■ Rows ■
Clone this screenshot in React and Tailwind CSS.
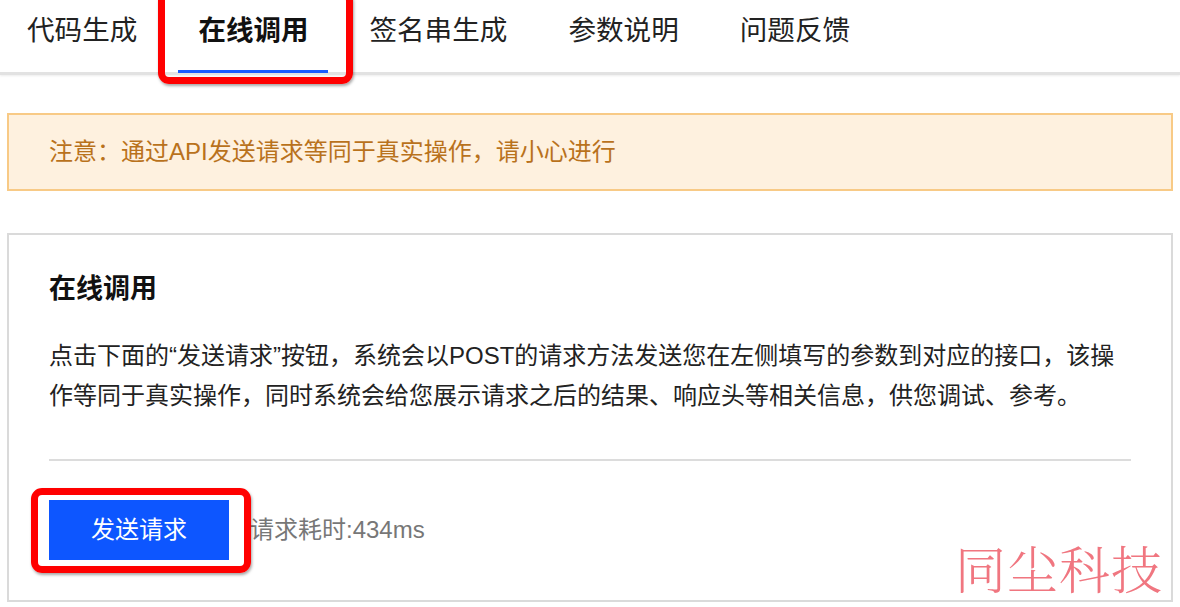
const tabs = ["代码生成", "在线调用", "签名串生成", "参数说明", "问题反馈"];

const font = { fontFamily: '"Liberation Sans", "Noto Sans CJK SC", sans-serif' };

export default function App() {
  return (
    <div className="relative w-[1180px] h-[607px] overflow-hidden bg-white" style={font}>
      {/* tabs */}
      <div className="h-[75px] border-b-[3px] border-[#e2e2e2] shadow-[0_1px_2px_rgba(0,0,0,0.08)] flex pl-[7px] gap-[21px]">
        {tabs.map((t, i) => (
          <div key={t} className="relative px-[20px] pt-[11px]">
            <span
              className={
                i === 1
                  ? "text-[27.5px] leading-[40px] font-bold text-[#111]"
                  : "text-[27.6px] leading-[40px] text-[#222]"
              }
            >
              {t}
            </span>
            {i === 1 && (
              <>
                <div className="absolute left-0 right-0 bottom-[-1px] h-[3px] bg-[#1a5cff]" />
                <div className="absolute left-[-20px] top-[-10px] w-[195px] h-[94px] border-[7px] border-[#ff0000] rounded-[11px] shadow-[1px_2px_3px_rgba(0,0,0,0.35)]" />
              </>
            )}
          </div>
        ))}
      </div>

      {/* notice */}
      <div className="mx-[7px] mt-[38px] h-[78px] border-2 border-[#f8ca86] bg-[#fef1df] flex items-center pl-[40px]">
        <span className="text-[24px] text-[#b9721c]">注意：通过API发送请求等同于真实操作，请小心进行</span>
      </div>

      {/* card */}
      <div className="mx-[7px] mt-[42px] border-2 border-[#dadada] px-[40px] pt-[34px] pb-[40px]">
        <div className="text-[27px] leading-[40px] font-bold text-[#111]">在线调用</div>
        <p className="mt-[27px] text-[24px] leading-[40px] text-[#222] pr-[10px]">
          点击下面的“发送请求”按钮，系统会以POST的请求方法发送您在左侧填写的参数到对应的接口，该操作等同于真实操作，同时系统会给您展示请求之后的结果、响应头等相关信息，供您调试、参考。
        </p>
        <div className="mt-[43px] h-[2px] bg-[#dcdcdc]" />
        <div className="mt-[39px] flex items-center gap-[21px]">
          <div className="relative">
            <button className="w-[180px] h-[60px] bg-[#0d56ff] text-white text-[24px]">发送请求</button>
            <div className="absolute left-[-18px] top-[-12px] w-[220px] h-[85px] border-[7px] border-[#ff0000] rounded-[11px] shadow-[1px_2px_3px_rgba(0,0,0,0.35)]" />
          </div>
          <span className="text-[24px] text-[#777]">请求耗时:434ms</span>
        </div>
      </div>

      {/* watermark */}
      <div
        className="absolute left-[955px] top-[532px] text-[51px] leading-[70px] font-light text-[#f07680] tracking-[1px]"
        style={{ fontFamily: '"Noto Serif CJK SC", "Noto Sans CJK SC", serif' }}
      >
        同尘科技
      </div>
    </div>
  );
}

...

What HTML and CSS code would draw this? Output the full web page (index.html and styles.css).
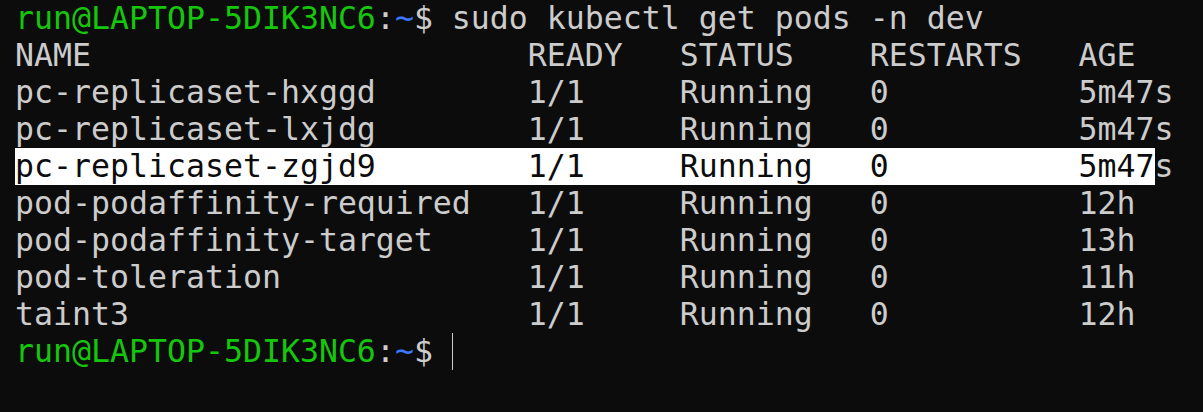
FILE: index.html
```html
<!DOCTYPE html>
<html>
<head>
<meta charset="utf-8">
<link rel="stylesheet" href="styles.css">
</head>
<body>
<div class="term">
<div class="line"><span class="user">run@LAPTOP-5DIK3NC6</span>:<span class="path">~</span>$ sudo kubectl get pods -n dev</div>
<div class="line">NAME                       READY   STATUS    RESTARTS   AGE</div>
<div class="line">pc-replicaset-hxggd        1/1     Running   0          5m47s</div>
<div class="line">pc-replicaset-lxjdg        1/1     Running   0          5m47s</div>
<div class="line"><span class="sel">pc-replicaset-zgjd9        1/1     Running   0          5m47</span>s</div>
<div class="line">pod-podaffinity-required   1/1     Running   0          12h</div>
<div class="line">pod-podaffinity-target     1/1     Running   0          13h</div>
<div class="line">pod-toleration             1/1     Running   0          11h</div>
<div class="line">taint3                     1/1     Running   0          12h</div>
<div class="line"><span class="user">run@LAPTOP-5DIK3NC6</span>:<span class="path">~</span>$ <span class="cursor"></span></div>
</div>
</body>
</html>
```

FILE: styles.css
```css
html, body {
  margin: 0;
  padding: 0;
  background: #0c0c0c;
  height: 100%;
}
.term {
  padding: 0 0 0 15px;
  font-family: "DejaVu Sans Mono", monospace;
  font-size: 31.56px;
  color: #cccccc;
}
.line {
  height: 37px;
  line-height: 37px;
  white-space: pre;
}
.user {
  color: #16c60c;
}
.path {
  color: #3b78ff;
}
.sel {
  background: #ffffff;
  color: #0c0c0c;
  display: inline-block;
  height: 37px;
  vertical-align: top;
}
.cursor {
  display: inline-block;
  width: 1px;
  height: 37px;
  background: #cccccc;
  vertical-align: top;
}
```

■ Task brief ■
Among the lines of the material, find those that hold the word "styles" and copy them.

■ Task result ■
What HTML and CSS code would draw this? Output the full web page (index.html and styles.css).
<link rel="stylesheet" href="styles.css">
FILE: styles.css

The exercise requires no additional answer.